Imagine going through a trauma
early in life so horrific that it would leave you speechless for   five   years.  Well of course no one wants to imagine that
but it was a reality for Maya Angelou. 
Eventually she found her voice and on today this Flag Day, we should be
celebrating that she became the voice of so much good in this country.  My really first exposure to her was when I
saw her speaking at President Clinton’s Inauguration.  She seemed to look like an ordinary woman but
I was amazed at how eloquently she spoke.  She became the voice of this nation.
Her life story was epic.  She was a singer, a poet, an activist and a
friend to many Presidents.  She became a
voice for black America in 1969 when she wrote her best-selling book called I
Know Why The   Caged Bird Sings.  She would write things like,   ”The horizon leans forward offering you space
to place new steps of change.” She had a comforting   voice
that made you feel like we can all just get better.  By 1993 President Clinton asked her   to read
a poem   at his first 
 Inauguration.  And after that she became a household name.
But long before her words
captured American audiences it was her   voice   as a   Calypso singer that earned her a living.  In her lifetime Maya learned to speak   six
languages, win three Gramys and write more than 30 books.  She earned the respect and fame from many
people from all over the world, all colors, all faiths and all ages.  She made us realize the power of   words
over weapons.  How does anybody
accomplish this even when they come from a great   background?

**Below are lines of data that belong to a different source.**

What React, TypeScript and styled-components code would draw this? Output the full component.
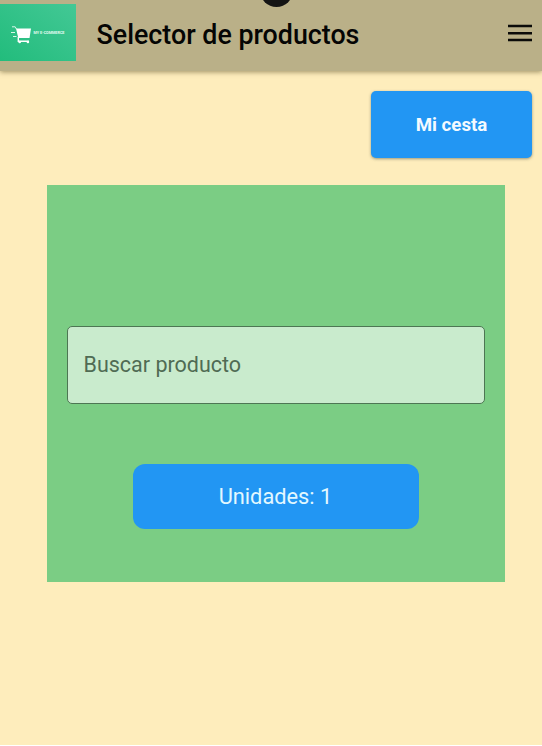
import React from "react";
import styled, { createGlobalStyle } from "styled-components";

const GlobalStyle = createGlobalStyle`
  * { box-sizing: border-box; }
  body { margin: 0; background: #fff; font-family: Roboto, sans-serif; overflow: hidden; }
`;

const Screen = styled.main`
  position: relative;
  display: flex;
  flex-direction: column;
  width: 542px;
  height: 745px;
  background: #feedbc;
  overflow: hidden;
`;

const AppBar = styled.header`
  display: flex;
  align-items: flex-start;
  height: 71px;
  flex: none;
  padding-top: 4px;
  background: #bab088;
  box-shadow: 0 1px 5px rgba(90, 80, 40, 0.6);
`;

const Logo = styled.svg`
  display: block;
  flex: none;
  width: 76px;
  height: 57px;
`;

const Title = styled.h1`
  flex: 1;
  margin: 2px 0 0 20.6px;
  color: #050504;
  font-size: 26.8px;
  font-weight: 500;
  line-height: 58px;
  white-space: nowrap;
`;

const MenuButton = styled.button`
  display: flex;
  margin: 20px 10px 0 0;
  padding: 0;
  border: 0;
  background: none;
`;

const CameraCutout = styled.div`
  position: absolute;
  top: -26px;
  left: 260px;
  width: 33px;
  height: 33px;
  border-radius: 50%;
  background: #141414;
`;

const Actions = styled.div`
  display: flex;
  justify-content: flex-end;
  padding: 20px 10px 0 0;
`;

const BasketButton = styled.button`
  width: 161px;
  height: 67px;
  padding: 1px 0 0;
  border: 0;
  border-radius: 5px;
  background: #2296f3;
  box-shadow: 0 1px 3px rgba(60, 70, 60, 0.5);
  color: #f4faff;
  font: 700 18.7px Roboto, sans-serif;
`;

const Panel = styled.section`
  display: flex;
  flex-direction: column;
  align-items: center;
  width: 458.6px;
  height: 397.5px;
  margin: 26.5px 0 0 46.7px;
  padding-top: 141px;
  background: #7bcd84;
`;

const SearchField = styled.input`
  width: 418px;
  height: 78px;
  padding: 0 15.5px 1px;
  border: 1.4px solid #4d7653;
  border-radius: 5px;
  outline: 0;
  background: #c9ebcd;
  font: 400 21.5px Roboto, sans-serif;
  &::placeholder { color: #506b54; opacity: 1; }
`;

const UnitsButton = styled.button`
  width: 286px;
  height: 65px;
  margin-top: 60.5px;
  padding: 0 1px 0 0;
  border: 0;
  border-radius: 12px;
  background: #2296f3;
  color: #e2f8ff;
  font: 400 21.8px Roboto, sans-serif;
`;

export default function App() {
  return (
    <>
      <GlobalStyle />
      <Screen>
        <AppBar>
          <Logo viewBox="0 0 76 57" role="img">
            <defs>
              <linearGradient id="logoFill" x1="0" y1="1" x2="1" y2="0">
                <stop offset="0" stopColor="#22bc7c" />
                <stop offset="1" stopColor="#43c895" />
              </linearGradient>
            </defs>
            <rect width="76" height="57" fill="url(#logoFill)" />
            <path d="M12 22.8h3.2l1.2 2.2M11 28.5h4M13 32.5h3.5" fill="none" stroke="#d8f7e8" strokeWidth="1" />
            <path d="M16 24.5H31L29.5 34H18.3Z" fill="#fff" />
            <path d="M18.3 33v4.2H29" fill="none" stroke="#fff" strokeWidth="1.4" />
            <circle cx="19.7" cy="38" r="1.3" fill="#fff" />
            <circle cx="27.9" cy="38" r="1.3" fill="#fff" />
            <text x="33.5" y="29.8" fill="#e2faef" fontFamily="Roboto" fontWeight="700" fontSize="3.8" textLength="31">
              MY E-COMMERCE
            </text>
          </Logo>
          <Title>Selector de productos</Title>
          <MenuButton aria-label="Menu">
            <svg width="24" height="18" viewBox="0 0 24 18">
              <path d="M0 2h24M0 9.2h24M0 16h24" stroke="#0b0b09" strokeWidth="2.6" />
            </svg>
          </MenuButton>
        </AppBar>
        <CameraCutout />
        <Actions>
          <BasketButton>Mi cesta</BasketButton>
        </Actions>
        <Panel>
          <SearchField placeholder="Buscar producto" />
          <UnitsButton>Unidades: 1</UnitsButton>
        </Panel>
      </Screen>
    </>
  );
}
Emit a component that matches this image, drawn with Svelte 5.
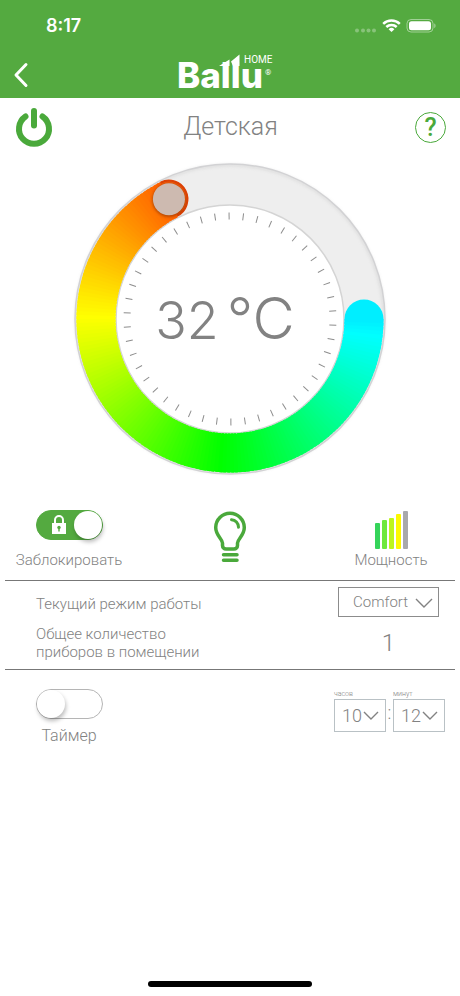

At seven years old she was raped
by her mother’s boyfriend.  When she told
what had happened to her, the man was murdered.  The policeman said that it appeared that he
was kicked to death.  Her seven year old
logic thought that it was her voice that killed him.  So she stopped speaking.  She did not speak for five years.  She would spend her time just sitting in the
back of her   grandmother’s 
 general store reading the classics   and
memorizing     Shakespeare. She lived in the middle of
suffering.  She realized that when she
looked in the mirror that she was black at a time in America when black people
were treated very differently from white people.